The case that the Caley was brewing below capacity will be familiar if you have followed the saga of another global giant, Carlsberg, which closed or plans to close four English ale breweries: Banks’s, Jennings, Ringwood and Wychwood.

If the Carlsberg and Heineken plants are not brewing to capacity it could be that the owners have little or no interest in ale and concentrate on lager.

As a result, Britain’s beer heritage is being poured down the sluice and we are losing ales such as Ringwood Old Thumper that have won the top accolade of Champion Beer of Britain.

The irony is that Heineken Silver has been an embarrassing flop. Even drinkers of standard lager were unimpressed with the heavily hyped new brand, and it’s been put out of its misery.

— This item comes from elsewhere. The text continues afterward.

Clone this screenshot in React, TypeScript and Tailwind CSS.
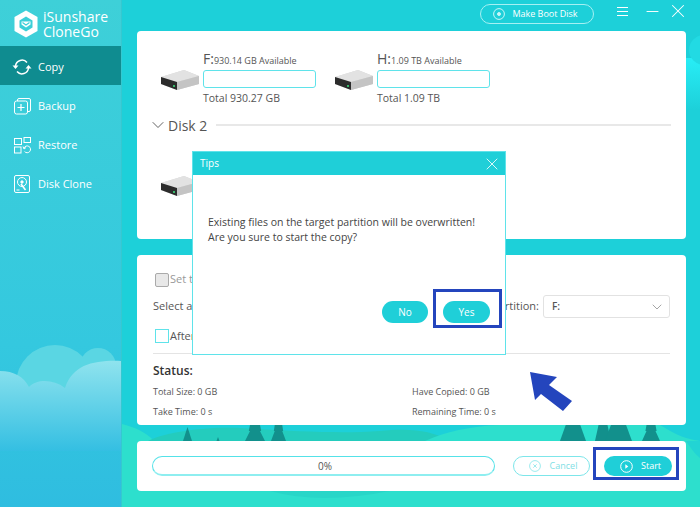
import { ChevronDown, Minus, X } from "lucide-react";
import type { ReactNode } from "react";

const font = { fontFamily: '"Open Sans", "Noto Sans", sans-serif' };

const Logo = () => (
  <svg width="24" height="28" viewBox="0 0 24 28" className="shrink-0">
    <path d="M12 0.5 23.5 7v14L12 27.5.5 21V7z" fill="#fff" />
    <path d="M5.5 10.5 12 6.5l6.5 4v7L12 21.5l-6.5-4z" fill="#3ccfd8" />
    <path d="M7.5 11.5h9v3l-4.5 3-4.5-3z" fill="#fff" />
    <path d="M8.5 12.5 12 15l3.5-2.5" fill="none" stroke="#3ccfd8" strokeWidth="1.2" />
  </svg>
);

const CopyIcon = () => (
  <svg width="20" height="20" viewBox="0 0 20 20" fill="none" stroke="#fff" strokeWidth="1.5">
    <path d="M3.5 9a6.6 6.6 0 0 1 11.5-3.6" />
    <path d="M16.5 11a6.6 6.6 0 0 1-11.5 3.6" />
    <path d="M.5 8.5h6L3.5 12z" fill="#fff" stroke="none" />
    <path d="M13.5 11.5h6L16.5 8z" fill="#fff" stroke="none" />
  </svg>
);

const BackupIcon = () => (
  <svg width="17" height="17" viewBox="0 0 17 17" fill="none" stroke="#fff" strokeWidth="1">
    <rect x="0.5" y="3" width="13" height="13" rx="2" />
    <path d="M3.5 3V2a1.5 1.5 0 0 1 1.5-1.5h10A1.5 1.5 0 0 1 16.5 2v10a1.5 1.5 0 0 1-1.5 1.5h-1.5" />
    <path d="M7 6v7M3.5 9.5h7" strokeWidth="1.2" />
  </svg>
);

const RestoreIcon = () => (
  <svg width="17" height="17" viewBox="0 0 17 17" fill="none" stroke="#fff" strokeWidth="1">
    <rect x="0.5" y="1.5" width="7" height="6" />
    <rect x="10" y="0.5" width="6.5" height="5" />
    <rect x="0.5" y="10" width="6.5" height="6" />
    <path d="M10 11a3.4 3.4 0 1 1 .6 3.6" />
    <path d="M9 9.5 10 12l2-1.5" />
  </svg>
);

const CloneIcon = () => (
  <svg width="16" height="18" viewBox="0 0 16 18" fill="none" stroke="#fff" strokeWidth="1">
    <rect x="0.5" y="0.5" width="15" height="17" rx="1.5" />
    <circle cx="8" cy="7" r="4.5" />
    <circle cx="8" cy="7" r="1.2" fill="#fff" />
    <path d="M7 9 11.5 15" strokeWidth="1.5" />
    <path d="M2.5 15h3" />
  </svg>
);

const NavItem = ({ icon, label, active }: { icon: ReactNode; label: string; active?: boolean }) => (
  <div className={`flex h-[39px] items-center pt-[3px] text-[11px] text-white ${active ? "bg-[#0f8c90]" : ""}`}>
    <span className="flex w-[38px] justify-center pl-[6px]">{icon}</span>
    <span>{label}</span>
  </div>
);

const Drive = () => (
  <svg width="40" height="22" viewBox="0 0 40 22" className="shrink-0">
    <path d="M1 8 24 1l15 6v8L17 21 1 15z" fill="#d6d6d6" />
    <path d="M1 8 24 1l15 6-22 6z" fill="#e2e2e2" />
    <path d="M1 8 17 13v8L1 15z" fill="#2c2c2c" />
    <path d="M17 13l22-6v8L17 21z" fill="#c4c4c4" />
    <rect x="13" y="16" width="2" height="2" fill="#38b66a" />
  </svg>
);

const DriveBlock = ({ letter, available, total }: { letter: string; available: string; total: string }) => (
  <div className="flex items-center gap-[3px]">
    <div className="mt-[3px]">
      <Drive />
    </div>
    <div className="w-[113px]">
      <div className="flex h-[20px] items-baseline text-[#555]">
        <span className="text-[14px] leading-[20px]">{letter}</span>
        <span className="text-[9px] whitespace-nowrap">{available}</span>
      </div>
      <div className="mt-[1px] h-[18px] rounded-[3px] border border-[#5fe3ea] bg-white" />
      <div className="mt-[1px] text-[10.5px] leading-[18px] text-[#555]">{total}</div>
    </div>
  </div>
);

const Tree = ({ x, w, tiers }: { x: number; w: number; tiers?: boolean }) => (
  <path
    d={
      tiers
        ? `M${x + w * 0.25} 425h${w * 0.5}l${w * 0.06} 6h-${w * 0.06}l${w * 0.25} 10h-${w}l${w * 0.25}-10h-${w * 0.06}z`
        : `M${x + w * 0.22} 425h${w * 0.56}l${w * 0.22} 16h-${w}z`
    }
  />
);

const Background = () => (
  <svg className="absolute inset-0" width="700" height="507" viewBox="0 0 700 507">
    <defs>
      <linearGradient id="strip" x1="0" y1="0" x2="0" y2="1">
        <stop offset="0" stopColor="#28edf6" />
        <stop offset="1" stopColor="#1dd0d9" />
      </linearGradient>
    </defs>
    <rect width="700" height="507" fill="#1dd0d9" />
    <rect x="686" y="58" width="14" height="52" fill="url(#strip)" />
    <circle cx="704" cy="50" r="15" fill="#22dae3" />
    <path d="M122 441V424c12 3 24 8 32 17z" fill="#2ddfcd" />
    <path d="M148 441c12-7 52-15 92-13 50 3 100 6 140 3 30-3 50-1 70 10z" fill="#24ccbd" />
    <path d="M425 441c20-9 45-15 75-16h160c12 7 20 13 40 16z" fill="#2ddfcd" />
    <rect x="122" y="441" width="578" height="66" fill="#2ddfcd" />
    <path d="M686 441c6 9 10 14 14 17v-17z" fill="#22d4d4" />
    <path d="M270 491q50 14 120 0z" fill="#28d6c8" />
    <g fill="#12908c">
      <path d="M187.500 427l-4.500 14h9z" />
      <path d="M218 437l-1.500 4h3z" />
      <Tree x={245} w={20} tiers />
      <Tree x={271} w={15} tiers />
      <Tree x={560} w={26} />
      <Tree x={595} w={16} />
      <Tree x={605} w={27} />
      <Tree x={642} w={18} tiers />
    </g>
  </svg>
);

const SidebarClouds = () => (
  <svg className="absolute bottom-0 left-0" width="122" height="507" viewBox="0 0 122 507">
    <defs>
      <linearGradient id="side" x1="0" y1="0" x2="0" y2="1">
        <stop offset="0" stopColor="#3ed0d8" />
        <stop offset="0.68" stopColor="#34c8df" />
        <stop offset="1" stopColor="#2fbde0" />
      </linearGradient>
      <linearGradient id="cloud" x1="0" y1="0" x2="0" y2="1">
        <stop offset="0" stopColor="#8fe3ee" />
        <stop offset="1" stopColor="#34bfe2" />
      </linearGradient>
    </defs>
    <rect width="122" height="507" fill="url(#side)" />
    <circle cx="55" cy="384" r="39" fill="#5ad6e3" />
    <circle cx="98" cy="366" r="18" fill="#5ad6e3" />
    <path d="M0 371c14 0 24 6 29 16 8-8 24-8 36 1 8-24 30-28 57-27v90H0z" fill="url(#cloud)" />
  </svg>
);

const App = () => {
  return (
    <div className="relative flex h-[507px] w-[700px] overflow-hidden" style={font}>
      <Background />

      <aside className="relative w-[122px] shrink-0 overflow-hidden border-r border-[#35c8d0]">
        <SidebarClouds />
        <div className="relative">
          <div className="flex h-[46px] items-center gap-[5px] pl-[14px] pt-[1px]">
            <Logo />
            <div className="text-[14px] text-white">
              <div className="h-[15px] leading-[15px]">iSunshare</div>
              <div className="h-[15px] leading-[15px]">CloneGo</div>
            </div>
          </div>
          <NavItem icon={<CopyIcon />} label="Copy" active />
          <NavItem icon={<BackupIcon />} label="Backup" />
          <NavItem icon={<RestoreIcon />} label="Restore" />
          <NavItem icon={<CloneIcon />} label="Disk Clone" />
        </div>
      </aside>

      <main className="relative min-w-0 flex-1 pl-[15px] pr-[14px]">
        <header className="flex h-[31px] items-start pl-[343px] pt-[4px] text-white">
          <div className="flex h-[20px] w-[114px] shrink-0 items-center justify-center gap-[7px] rounded-full border border-[#a5f0f3] pr-[3px] text-[9px]">
            <svg width="12" height="12" viewBox="0 0 12 12" fill="none" stroke="#c8f6f8">
              <circle cx="6" cy="6" r="5.4" />
              <circle cx="6" cy="6" r="1.5" fill="#c8f6f8" />
            </svg>
            Make Boot Disk
          </div>
          <div className="ml-[23px] mt-[3px] flex w-[11px] shrink-0 flex-col gap-[3px]">
            <span className="h-px bg-white" />
            <span className="h-px bg-white" />
            <span className="h-px bg-white" />
          </div>
          <Minus size={19} strokeWidth={1.2} className="ml-[15px] -mt-[2px] shrink-0" />
          <X size={22} strokeWidth={1.1} className="ml-[5px] -mt-[4px] shrink-0" />
        </header>

        <section className="h-[208px] rounded-[4px] bg-white pl-[23px] pr-[15px] pt-[18px]">
          <div className="flex gap-[18px]">
            <DriveBlock letter="F:" available="930.14 GB Available" total="Total 930.27 GB" />
            <DriveBlock letter="H:" available="1.09 TB Available" total="Total 1.09 TB" />
          </div>
          <div className="-ml-[12px] mt-[6px] flex h-[24px] items-center">
            <ChevronDown size={20} strokeWidth={1} className="text-[#444]" />
            <span className="text-[14px] text-[#555]">Disk 2</span>
            <span className="ml-[9px] h-[2px] flex-1 bg-[#e8e8e8]" />
          </div>
          <div className="mt-[38px]">
            <Drive />
          </div>
        </section>

        <section className="mt-[16px] h-[170px] rounded-[4px] bg-white px-[16px] text-[#555]">
          <div className="flex h-[34px] items-end pb-[2px] pl-[2px]">
            <span className="h-[14px] w-[14px] rounded-[2px] border border-[#aaa] bg-[#e8e8e8]" />
            <span className="ml-px text-[11px] text-[#999]">Set t</span>
          </div>
          <div className="flex h-[29px] items-center justify-between pt-[6px] text-[11px]">
            <span>Select a</span>
            <div className="flex items-center gap-[4px]">
              <span className="text-[#555]">rtition:</span>
              <div className="flex h-[23px] w-[127px] items-center justify-between rounded-[3px] border border-[#e2e2e2] pl-[8px] pr-[4px] text-[10px] font-semibold">
                F:
                <ChevronDown size={16} strokeWidth={1} className="text-[#777]" />
              </div>
            </div>
          </div>
          <div className="flex h-[25px] items-end pl-[2px] text-[11px]">
            <span className="h-[14px] w-[14px] border border-[#5fe3ea]" />
            <span className="ml-px leading-[14px]">After</span>
          </div>
          <div className="mt-[10px] h-px bg-[#e4e4e4]" />
          <div className="mt-[9px] text-[12px] font-semibold leading-[16px] text-[#333]">Status:</div>
          <div className="mt-[5px] grid grid-cols-[259px_1fr] gap-y-[5px] text-[9px] leading-[15px]">
            <span>Total Size: 0 GB</span>
            <span>Have Copied: 0 GB</span>
            <span>Take Time: 0 s</span>
            <span>Remaining Time: 0 s</span>
          </div>
        </section>

        <section className="mt-[16px] flex h-[50px] items-center rounded-[4px] bg-white pl-[15px]">
          <div className="flex h-[20px] w-[343px] items-center justify-center rounded-full border border-[#55e2e8] border-b-2 border-b-[#8eeef0] pl-[3px] pt-[1px] text-[10px] text-[#555]">
            0%
          </div>
          <div className="ml-[18px] flex h-[20px] w-[77px] items-center justify-center gap-[9px] rounded-full border border-[#7de6ea] pl-[3px] text-[9px] text-[#7fe0e5]">
            <svg width="12" height="12" viewBox="0 0 12 12" fill="none" stroke="#9debee">
              <circle cx="6" cy="6" r="5.4" />
              <path d="M4.300 4.300l3.400 3.400M7.700 4.300 4.300 7.700" />
            </svg>
            Cancel
          </div>
          <div className="ml-[14px] flex h-[20px] w-[68px] items-center justify-center gap-[8px] rounded-full bg-[#1fcfd8] pl-[5px] text-[9px] text-white">
            <svg width="13" height="13" viewBox="0 0 13 13" fill="none" stroke="#fff">
              <circle cx="6.5" cy="6.5" r="5.8" />
              <path d="M5.300 4.300v4.400l3-2.200z" fill="#fff" stroke="none" />
            </svg>
            Start
          </div>
        </section>
      </main>

      {/* dialog */}
      <div className="absolute left-[192px] top-[151px] h-[204px] w-[314px] border border-[#5fe3ea] bg-white">
        <div className="flex h-[23px] items-center justify-between bg-[#1fcfd8] pl-[7px] pr-[3px] text-[10px] text-white">
          Tips
          <X size={20} strokeWidth={1} />
        </div>
        <p className="ml-[15px] mt-[40px] text-[10.5px] leading-[15px] text-[#444]">
          Existing files on the target partition will be overwritten!
          <br />
          Are you sure to start the copy?
        </p>
        <div className="absolute left-[189px] top-[149px] flex gap-[15px] text-[10px] text-white">
          <span className="flex h-[22px] w-[46px] items-center justify-center rounded-full bg-[#1fcfd8]">No</span>
          <span className="flex h-[22px] w-[47px] items-center justify-center rounded-full bg-[#1fcfd8]">Yes</span>
        </div>
      </div>

      {/* annotations */}
      <div className="absolute left-[433px] top-[289px] h-[39px] w-[69px] border-[3px] border-[#2445bd]" />
      <div className="absolute left-[593px] top-[447px] h-[33px] w-[86px] border-[3px] border-[#2445bd]" />
      <svg className="absolute left-[525px] top-[368px]" width="52" height="48" viewBox="0 0 52 48">
        <path d="M5 4 32 9 24 17 47 33 38 43 16 26 10 32z" fill="#2445bd" />
      </svg>
    </div>
  );
};

export default App;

“Historic” may be an over-blown term but it surely applies to the Caley with its fascinating past. It started life in 1869, founded by George Lorimer and Robert Clark who built their plant alongside the Caledonian Railway that could carry beer into North-East England.

Lorimer & Clark’s beers included Scotch Bitter that not only refreshed Scottish drinkers but also became popular with miners and steelworkers on Tyneside and Wearside. Its success prompted Vaux, the big Sunderland brewer, to buy Lorimer & Clark in 1919.  

Vaux closed the Edinburgh brewery in1987, but it was rescued by Russell Sharp, who had long experience in marketing in the whisky industry, and Dan Kane, CAMRA’s Scotland organiser.

They renamed the company the Caledonian brewery and in 1991 they had the good fortune to buy the rights to Deuchar’s IPA (3.8 per cent), which rapidly became their leading brand, accounting for 65 per cent of annual production.

At the time, IPA was a term rarely used north of the Border. Scottish interpretations of India Pale Ale were more often called Export, as is the case with the leading version, McEwan’s Export.

But while Robert Deuchar was a Scot, he had opened a brewery in 1869 in Newcastle and used the English name for his IPA. When the business moved to Edinburgh it continued to call the beer IPA. The company was bought in 1953 by Newcastle Breweries, forerunner of Scottish & Newcastle.

At the Caley, Russell Sharp and Dan Kane were determined to use only the finest ingredients for Deuchar’s to maximise its flavour and character. Thanks to his experience of the whisky industry and in particular working for Chivas Regal, Russell insisted on buying top-quality Golden Promise malting barley. Hops were English Fuggles and Styrian Goldings from Slovenia.

Deuchar’s IPA and other beers, such as traditional Scottish 60 Shilling and 70 Shilling ales, were brewed in gleaming copper vessels. The centrepiece was the kettles fired by direct flame where the sweet extract or wort was boiled with hops. Russell said the method stopped the hopped wort from being stewed and developed the freshest flavour in the finished beer that was fermented in open vessels.

When Russell retired and Dan Kane died of leukaemia, S&N bought a 30 per cent stake in the business in 2004 that was booming as a result of Deuchar’s IPA winning the Champion Beer of Britain award two years earlier.

As a result, the brand burst out of Scotland and went national and could be found as far south as Cornwall.

The Caley stated to go downhill in 2008 when S&N bought the remaining shares in the brewery. That was the year S&N was taken over by Heineken and the Dutch group made no bones about saying the malts and hops used to brew Deuchar’s were too expensive and planned to use cheaper varieties.

The beer, once so full of delightful biscuit malt and spicy and herbal hop aromas and flavours, is now a very mediocre drink. There are several better Scottish IPAs, such as Fyne and Stewart.

If Heineken could think beyond the lager cellar it might consider the reason Caley was brewing below capacity was that drinkers had moved on to other superior IPAs.

Deuchar’s is now brewed at Greene King’s Belhaven brewery in Dunbar. I don’t criticise Belhaven for the poor quality of the beer as it’s still owned by Heineken and it is its recipe.

This is another shocking chapter in the destruction of Britain’s brewing heritage. Russell Sharp’s legacy lives on. His son Dougal was head brewer at the Caley and he left to found, with his brother Neil, Innis & Gunn oak-aged beers. They are now planning a new brewery next to Heriot Watt University with its renowned School of Brewing and Distilling.

But the Caledonian brewery has gone. Heineken will pocket a small fortune from the site that will become a housing estate on the main road to the airport.

The tall and imposing brewery chimney is all that remains, a sad symbol of Edinburgh’s great brewing past.